[Job]
Extract each line of the data below exactly as written.

[Collected material]
=======

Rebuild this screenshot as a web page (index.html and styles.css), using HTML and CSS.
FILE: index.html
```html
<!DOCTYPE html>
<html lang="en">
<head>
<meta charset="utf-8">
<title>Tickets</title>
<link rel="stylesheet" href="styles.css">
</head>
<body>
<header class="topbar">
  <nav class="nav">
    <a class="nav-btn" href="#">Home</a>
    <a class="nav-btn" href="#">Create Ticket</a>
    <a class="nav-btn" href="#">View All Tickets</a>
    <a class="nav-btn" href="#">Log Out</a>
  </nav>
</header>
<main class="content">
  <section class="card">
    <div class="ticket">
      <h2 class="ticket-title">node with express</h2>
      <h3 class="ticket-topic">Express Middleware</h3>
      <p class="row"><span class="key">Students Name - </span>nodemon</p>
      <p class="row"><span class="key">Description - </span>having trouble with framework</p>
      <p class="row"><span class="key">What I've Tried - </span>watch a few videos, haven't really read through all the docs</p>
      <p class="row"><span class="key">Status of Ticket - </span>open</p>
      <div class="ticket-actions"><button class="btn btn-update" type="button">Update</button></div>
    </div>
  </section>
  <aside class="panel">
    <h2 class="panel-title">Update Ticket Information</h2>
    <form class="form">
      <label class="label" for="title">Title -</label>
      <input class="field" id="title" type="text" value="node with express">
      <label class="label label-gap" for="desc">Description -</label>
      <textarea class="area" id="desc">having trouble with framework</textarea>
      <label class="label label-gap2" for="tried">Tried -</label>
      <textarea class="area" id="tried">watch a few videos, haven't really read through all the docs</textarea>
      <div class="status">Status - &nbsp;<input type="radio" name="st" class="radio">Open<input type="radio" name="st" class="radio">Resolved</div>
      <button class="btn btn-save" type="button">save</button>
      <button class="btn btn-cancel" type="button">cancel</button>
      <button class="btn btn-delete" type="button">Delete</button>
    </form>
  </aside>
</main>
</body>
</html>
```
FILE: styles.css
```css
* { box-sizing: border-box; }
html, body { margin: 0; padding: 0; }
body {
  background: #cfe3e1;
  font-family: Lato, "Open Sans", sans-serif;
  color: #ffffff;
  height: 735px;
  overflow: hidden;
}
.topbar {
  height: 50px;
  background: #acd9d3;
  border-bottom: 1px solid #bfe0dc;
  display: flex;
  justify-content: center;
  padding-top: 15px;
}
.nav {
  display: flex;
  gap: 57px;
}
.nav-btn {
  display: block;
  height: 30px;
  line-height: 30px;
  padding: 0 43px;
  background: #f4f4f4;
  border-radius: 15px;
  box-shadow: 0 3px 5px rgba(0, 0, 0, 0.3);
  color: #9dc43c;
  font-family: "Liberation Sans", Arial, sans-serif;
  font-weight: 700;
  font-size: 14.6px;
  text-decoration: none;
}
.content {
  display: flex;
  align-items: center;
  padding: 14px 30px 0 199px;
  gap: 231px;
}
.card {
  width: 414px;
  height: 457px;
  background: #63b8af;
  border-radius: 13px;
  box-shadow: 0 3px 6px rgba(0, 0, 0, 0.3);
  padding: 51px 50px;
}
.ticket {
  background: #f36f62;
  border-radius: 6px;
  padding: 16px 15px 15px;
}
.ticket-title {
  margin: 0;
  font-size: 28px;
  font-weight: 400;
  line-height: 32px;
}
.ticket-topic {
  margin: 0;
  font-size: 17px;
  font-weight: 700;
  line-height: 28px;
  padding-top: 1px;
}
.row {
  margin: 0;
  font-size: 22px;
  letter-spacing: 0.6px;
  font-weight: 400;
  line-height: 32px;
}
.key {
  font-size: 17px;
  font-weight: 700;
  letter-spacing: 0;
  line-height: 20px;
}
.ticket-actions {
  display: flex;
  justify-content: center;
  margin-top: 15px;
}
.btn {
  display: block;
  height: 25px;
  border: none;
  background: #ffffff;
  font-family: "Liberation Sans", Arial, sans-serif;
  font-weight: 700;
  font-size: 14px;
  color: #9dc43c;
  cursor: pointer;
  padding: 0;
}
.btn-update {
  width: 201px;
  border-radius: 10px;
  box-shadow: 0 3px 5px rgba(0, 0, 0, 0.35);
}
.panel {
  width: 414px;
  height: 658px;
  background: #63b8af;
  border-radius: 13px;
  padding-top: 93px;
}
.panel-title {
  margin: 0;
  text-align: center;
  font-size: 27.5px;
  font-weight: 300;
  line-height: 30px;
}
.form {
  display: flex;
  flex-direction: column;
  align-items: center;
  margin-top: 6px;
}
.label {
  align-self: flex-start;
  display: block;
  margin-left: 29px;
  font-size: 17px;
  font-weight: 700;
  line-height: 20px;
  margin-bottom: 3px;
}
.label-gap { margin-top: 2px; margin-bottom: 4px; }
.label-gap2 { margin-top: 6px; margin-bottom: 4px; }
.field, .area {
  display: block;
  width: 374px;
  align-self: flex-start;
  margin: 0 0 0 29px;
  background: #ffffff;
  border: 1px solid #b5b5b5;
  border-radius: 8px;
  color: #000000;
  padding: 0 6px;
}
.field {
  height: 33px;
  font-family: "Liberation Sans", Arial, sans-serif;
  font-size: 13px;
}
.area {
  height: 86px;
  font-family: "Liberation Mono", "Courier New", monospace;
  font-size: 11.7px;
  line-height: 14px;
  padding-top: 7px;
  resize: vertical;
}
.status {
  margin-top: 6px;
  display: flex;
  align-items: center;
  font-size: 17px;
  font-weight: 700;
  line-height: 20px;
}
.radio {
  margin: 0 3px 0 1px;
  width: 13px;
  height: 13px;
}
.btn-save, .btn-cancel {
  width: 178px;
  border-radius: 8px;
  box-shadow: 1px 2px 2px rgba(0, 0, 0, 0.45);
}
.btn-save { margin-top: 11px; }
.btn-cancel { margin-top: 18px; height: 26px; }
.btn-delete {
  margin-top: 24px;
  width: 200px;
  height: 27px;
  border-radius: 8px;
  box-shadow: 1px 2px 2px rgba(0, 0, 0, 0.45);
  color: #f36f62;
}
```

=======

[Solution to this problem]
Rebuild this screenshot as a web page (index.html and styles.css), using HTML and CSS.
FILE: index.html
```html
<!DOCTYPE html>
<html lang="en">
<head>
<meta charset="utf-8">
<title>Tickets</title>
<link rel="stylesheet" href="styles.css">
</head>
<body>
<header class="topbar">
  <nav class="nav">
    <a class="nav-btn" href="#">Home</a>
    <a class="nav-btn" href="#">Create Ticket</a>
    <a class="nav-btn" href="#">View All Tickets</a>
    <a class="nav-btn" href="#">Log Out</a>
  </nav>
</header>
<main class="content">
  <section class="card">
    <div class="ticket">
      <h2 class="ticket-title">node with express</h2>
      <h3 class="ticket-topic">Express Middleware</h3>
      <p class="row"><span class="key">Students Name - </span>nodemon</p>
      <p class="row"><span class="key">Description - </span>having trouble with framework</p>
      <p class="row"><span class="key">What I've Tried - </span>watch a few videos, haven't really read through all the docs</p>
      <p class="row"><span class="key">Status of Ticket - </span>open</p>
      <div class="ticket-actions"><button class="btn btn-update" type="button">Update</button></div>
    </div>
  </section>
  <aside class="panel">
    <h2 class="panel-title">Update Ticket Information</h2>
    <form class="form">
      <label class="label" for="title">Title -</label>
      <input class="field" id="title" type="text" value="node with express">
      <label class="label label-gap" for="desc">Description -</label>
      <textarea class="area" id="desc">having trouble with framework</textarea>
      <label class="label label-gap2" for="tried">Tried -</label>
      <textarea class="area" id="tried">watch a few videos, haven't really read through all the docs</textarea>
      <div class="status">Status - &nbsp;<input type="radio" name="st" class="radio">Open<input type="radio" name="st" class="radio">Resolved</div>
      <button class="btn btn-save" type="button">save</button>
      <button class="btn btn-cancel" type="button">cancel</button>
      <button class="btn btn-delete" type="button">Delete</button>
    </form>
  </aside>
</main>
</body>
</html>
```
FILE: styles.css
```css
* { box-sizing: border-box; }
html, body { margin: 0; padding: 0; }
body {
  background: #cfe3e1;
  font-family: Lato, "Open Sans", sans-serif;
  color: #ffffff;
  height: 735px;
  overflow: hidden;
}
.topbar {
  height: 50px;
  background: #acd9d3;
  border-bottom: 1px solid #bfe0dc;
  display: flex;
  justify-content: center;
  padding-top: 15px;
}
.nav {
  display: flex;
  gap: 57px;
}
.nav-btn {
  display: block;
  height: 30px;
  line-height: 30px;
  padding: 0 43px;
  background: #f4f4f4;
  border-radius: 15px;
  box-shadow: 0 3px 5px rgba(0, 0, 0, 0.3);
  color: #9dc43c;
  font-family: "Liberation Sans", Arial, sans-serif;
  font-weight: 700;
  font-size: 14.6px;
  text-decoration: none;
}
.content {
  display: flex;
  align-items: center;
  padding: 14px 30px 0 199px;
  gap: 231px;
}
.card {
  width: 414px;
  height: 457px;
  background: #63b8af;
  border-radius: 13px;
  box-shadow: 0 3px 6px rgba(0, 0, 0, 0.3);
  padding: 51px 50px;
}
.ticket {
  background: #f36f62;
  border-radius: 6px;
  padding: 16px 15px 15px;
}
.ticket-title {
  margin: 0;
  font-size: 28px;
  font-weight: 400;
  line-height: 32px;
}
.ticket-topic {
  margin: 0;
  font-size: 17px;
  font-weight: 700;
  line-height: 28px;
  padding-top: 1px;
}
.row {
  margin: 0;
  font-size: 22px;
  letter-spacing: 0.6px;
  font-weight: 400;
  line-height: 32px;
}
.key {
  font-size: 17px;
  font-weight: 700;
  letter-spacing: 0;
  line-height: 20px;
}
.ticket-actions {
  display: flex;
  justify-content: center;
  margin-top: 15px;
}
.btn {
  display: block;
  height: 25px;
  border: none;
  background: #ffffff;
  font-family: "Liberation Sans", Arial, sans-serif;
  font-weight: 700;
  font-size: 14px;
  color: #9dc43c;
  cursor: pointer;
  padding: 0;
}
.btn-update {
  width: 201px;
  border-radius: 10px;
  box-shadow: 0 3px 5px rgba(0, 0, 0, 0.35);
}
.panel {
  width: 414px;
  height: 658px;
  background: #63b8af;
  border-radius: 13px;
  padding-top: 93px;
}
.panel-title {
  margin: 0;
  text-align: center;
  font-size: 27.5px;
  font-weight: 300;
  line-height: 30px;
}
.form {
  display: flex;
  flex-direction: column;
  align-items: center;
  margin-top: 6px;
}
.label {
  align-self: flex-start;
  display: block;
  margin-left: 29px;
  font-size: 17px;
  font-weight: 700;
  line-height: 20px;
  margin-bottom: 3px;
}
.label-gap { margin-top: 2px; margin-bottom: 4px; }
.label-gap2 { margin-top: 6px; margin-bottom: 4px; }
.field, .area {
  display: block;
  width: 374px;
  align-self: flex-start;
  margin: 0 0 0 29px;
  background: #ffffff;
  border: 1px solid #b5b5b5;
  border-radius: 8px;
  color: #000000;
  padding: 0 6px;
}
.field {
  height: 33px;
  font-family: "Liberation Sans", Arial, sans-serif;
  font-size: 13px;
}
.area {
  height: 86px;
  font-family: "Liberation Mono", "Courier New", monospace;
  font-size: 11.7px;
  line-height: 14px;
  padding-top: 7px;
  resize: vertical;
}
.status {
  margin-top: 6px;
  display: flex;
  align-items: center;
  font-size: 17px;
  font-weight: 700;
  line-height: 20px;
}
.radio {
  margin: 0 3px 0 1px;
  width: 13px;
  height: 13px;
}
.btn-save, .btn-cancel {
  width: 178px;
  border-radius: 8px;
  box-shadow: 1px 2px 2px rgba(0, 0, 0, 0.45);
}
.btn-save { margin-top: 11px; }
.btn-cancel { margin-top: 18px; height: 26px; }
.btn-delete {
  margin-top: 24px;
  width: 200px;
  height: 27px;
  border-radius: 8px;
  box-shadow: 1px 2px 2px rgba(0, 0, 0, 0.45);
  color: #f36f62;
}
```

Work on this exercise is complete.